• Your goal:
From the listing below, extract each line containing the string "components".

□ □ □ □ □

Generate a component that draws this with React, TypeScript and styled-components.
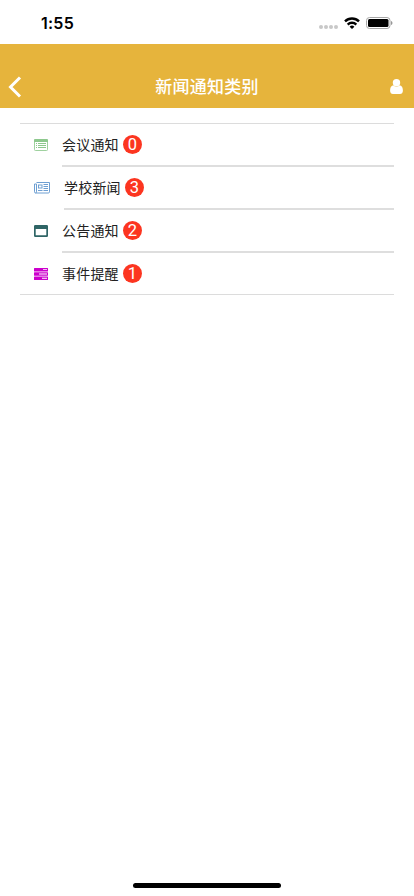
import React from 'react';
import styled, { createGlobalStyle } from 'styled-components';

const GlobalStyle = createGlobalStyle`
  * { box-sizing: border-box; }
  html, body { margin: 0; padding: 0; background: #fff; }
  body { font-family: "Noto Sans CJK SC", sans-serif; overflow: hidden; }
  svg { display: block; flex: none; }
`;

const Screen = styled.div`
  width: 100%;
  height: 100vh;
  display: flex;
  flex-direction: column;
  background: #fff;
`;

const StatusBar = styled.div`
  height: 44px;
  flex: none;
  display: flex;
  align-items: center;
  justify-content: space-between;
  padding: 2px 21px 0 41px;
`;

const Clock = styled.span`
  font: 600 16px/20px Inter, sans-serif;
  letter-spacing: 0.25px;
  color: #000;
`;

const Indicators = styled.div`
  display: flex;
  align-items: center;
`;

const Signal = styled.div`
  display: flex;
  gap: 1px;
  margin: 7px 6px 0 0;
`;

const Dot = styled.i`
  width: 4px;
  height: 4px;
  border-radius: 50%;
  background: #c8c8c8;
`;

const BatterySlot = styled.span`
  margin-left: 6px;
`;

const Header = styled.header`
  height: 64px;
  flex: none;
  padding: 20px 11px 0 8px;
  display: grid;
  grid-template-columns: 40px 1fr 37px;
  align-items: center;
  background: #e6b43c;
  color: #fff;
`;

const Title = styled.h1`
  margin: 0;
  padding-bottom: 1px;
  font-size: 17px;
  line-height: 24px;
  font-weight: 500;
  letter-spacing: 0.25px;
  text-align: center;
  white-space: nowrap;
`;

const IconButton = styled.button<{ $end?: boolean }>`
  display: flex;
  justify-content: ${p => (p.$end ? 'flex-end' : 'flex-start')};
  padding: ${p => (p.$end ? '0' : '2px 0 0')};
  border: 0;
  background: none;
  color: inherit;
`;

const List = styled.ul`
  list-style: none;
  margin: 15px 20px 0;
  padding: 0;
  border-top: 1px solid #dcdcdc;
  border-bottom: 1px solid #dcdcdc;
`;

const Row = styled.li`
  display: flex;
  height: 43px;
  padding-left: 14px;

  &:last-child { height: 41px; }
`;

const IconCell = styled.span<{ $wide?: boolean }>`
  width: ${p => (p.$wide ? 30 : 28)}px;
  height: 42px;
  display: flex;
  align-items: center;
`;

const RowBody = styled.div`
  flex: 1;
  display: flex;
  align-items: center;
  gap: 4px;
  height: 43px;
  border-bottom: 2px solid #dedede;

  ${Row}:last-child & { height: 41px; border-bottom: 0; }
`;

const Label = styled.span`
  padding-bottom: 2px;
  font-size: 14px;
  line-height: 20px;
  letter-spacing: 0.2px;
  color: #222;
`;

const Badge = styled.span`
  width: 19px;
  height: 19px;
  border-radius: 50%;
  background: #fc3520;
  color: #fff;
  font: 400 16.5px/19px Roboto, sans-serif;
  text-align: center;
`;

const HomeArea = styled.div`
  margin-top: auto;
  display: flex;
  justify-content: center;
  padding-bottom: 8px;
`;

const HomeIndicator = styled.div`
  width: 148px;
  height: 5px;
  border-radius: 3px;
  background: #000;
`;

const WifiIcon = () => (
  <svg width="16" height="12" viewBox="0 0 16 12" fill="none" stroke="#000" strokeWidth="2.4">
    <path d="M1 4.400a10 10 0 0 1 14 0" />
    <path d="M3.700 7.600a6 6 0 0 1 8.600 0" />
    <path d="M8 12 5.600 9.700a3.400 3.400 0 0 1 4.800 0z" fill="#000" stroke="none" />
  </svg>
);

const BatteryIcon = () => (
  <svg width="27" height="12" viewBox="0 0 27 12">
    <rect x=".5" y=".5" width="23.5" height="11" rx="3" fill="none" stroke="#a6a6a6" />
    <rect x="2" y="2" width="20.5" height="8" rx="1.5" />
    <path d="M25.1 4v4c.8-.3 1.3-1.1 1.3-2s-.5-1.7-1.3-2z" fill="#888" />
  </svg>
);

const BackIcon = () => (
  <svg width="14" height="22" viewBox="0 0 14 22" fill="none" stroke="#fff" strokeWidth="3">
    <path d="M12 1.5 2.500 11l9.500 9.500" />
  </svg>
);

const UserIcon = () => (
  <svg width="13" height="15" viewBox="0 0 13 15" fill="#fff">
    <circle cx="6.500" cy="3.800" r="3.700" />
    <path d="M3.200 6.300C1 6.700.1 9 .1 11.700.1 13.700 1.300 15 3 15h7c1.700 0 2.900-1.300 2.900-3.300 0-2.700-.9-5-3.100-5.400A4.800 4.800 0 0 1 6.500 7.700a4.800 4.800 0 0 1-3.300-1.400z" />
  </svg>
);

const ListIcon = () => (
  <svg width="14" height="12" viewBox="0 0 14 12">
    <rect x=".5" y=".5" width="13" height="11" rx=".8" fill="#fff" stroke="#9fd19f" />
    <path d="M0 1.200Q0 0 1.200 0h11.600Q14 0 14 1.200V3H0z" fill="#8dc88d" />
    <path d="M2 4.500h1M4 4.500h8M2 6.500h1M4 6.500h8M2 8.500h1M4 8.500h8" stroke="#8dc88d" />
  </svg>
);

const NewsIcon = () => (
  <svg width="16" height="12" viewBox="0 0 16 12" fill="none" stroke="#6e9fd2">
    <path d="M2.500.5h13v9.300q0 1.200-1.200 1.200H1.700Q.5 11 .5 9.800V2h2v7.800q0 1.200-1 1.200" />
    <rect x="4.500" y="3" width="3.500" height="3" />
    <path d="M4 8.500h4.500M9.500 2.500H14M9.500 4.500H14M9.500 6.500H14M9.500 8.500H14" />
  </svg>
);

const WindowIcon = () => (
  <svg width="14" height="12" viewBox="0 0 14 12">
    <path fill="#2f6566" fillRule="evenodd" d="M1.200 0h11.600Q14 0 14 1.200v9.600q0 1.200-1.200 1.200H1.200Q0 12 0 10.800V1.200Q0 0 1.200 0zM1.700 4v6.300h10.600V4z" />
  </svg>
);

const TasksIcon = () => (
  <svg width="14" height="12" viewBox="0 0 14 12">
    <path fill="#cc00cc" fillRule="evenodd" d="M.5 0h13q.5 0 .5.500v2.400q0 .5-.5.500H.5q-.5 0-.5-.5V.5Q0 0 .5 0zM9 1.200v.9h4v-.9zM.5 4.300h13q.5 0 .5.500v2.400q0 .5-.5.500H.5q-.5 0-.5-.5V4.800q0-.5.5-.5zM5 5.500v.9h8v-.9zM.5 8.600h13q.5 0 .5.500v2.400q0 .5-.5.500H.5q-.5 0-.5-.5V9.100q0-.5.5-.5zM8 9.800v.9h5v-.9z" />
  </svg>
);

const categories = [
  { name: '会议通知', count: 0, Icon: ListIcon },
  { name: '学校新闻', count: 3, Icon: NewsIcon, wide: true },
  { name: '公告通知', count: 2, Icon: WindowIcon },
  { name: '事件提醒', count: 1, Icon: TasksIcon },
];

export default function App() {
  return (
    <Screen>
      <GlobalStyle />
      <StatusBar>
        <Clock>1:55</Clock>
        <Indicators>
          <Signal><Dot /><Dot /><Dot /><Dot /></Signal>
          <WifiIcon />
          <BatterySlot><BatteryIcon /></BatterySlot>
        </Indicators>
      </StatusBar>
      <Header>
        <IconButton aria-label="返回"><BackIcon /></IconButton>
        <Title>新闻通知类别</Title>
        <IconButton $end aria-label="用户"><UserIcon /></IconButton>
      </Header>
      <List>
        {categories.map(({ name, count, Icon, wide }) => (
          <Row key={name}>
            <IconCell $wide={wide}><Icon /></IconCell>
            <RowBody>
              <Label>{name}</Label>
              <Badge>{count}</Badge>
            </RowBody>
          </Row>
        ))}
      </List>
      <HomeArea><HomeIndicator /></HomeArea>
    </Screen>
  );
}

□ □ □ □ □

• Solution to this exercise:
Generate a component that draws this with React, TypeScript and styled-components.
import styled, { createGlobalStyle } from 'styled-components';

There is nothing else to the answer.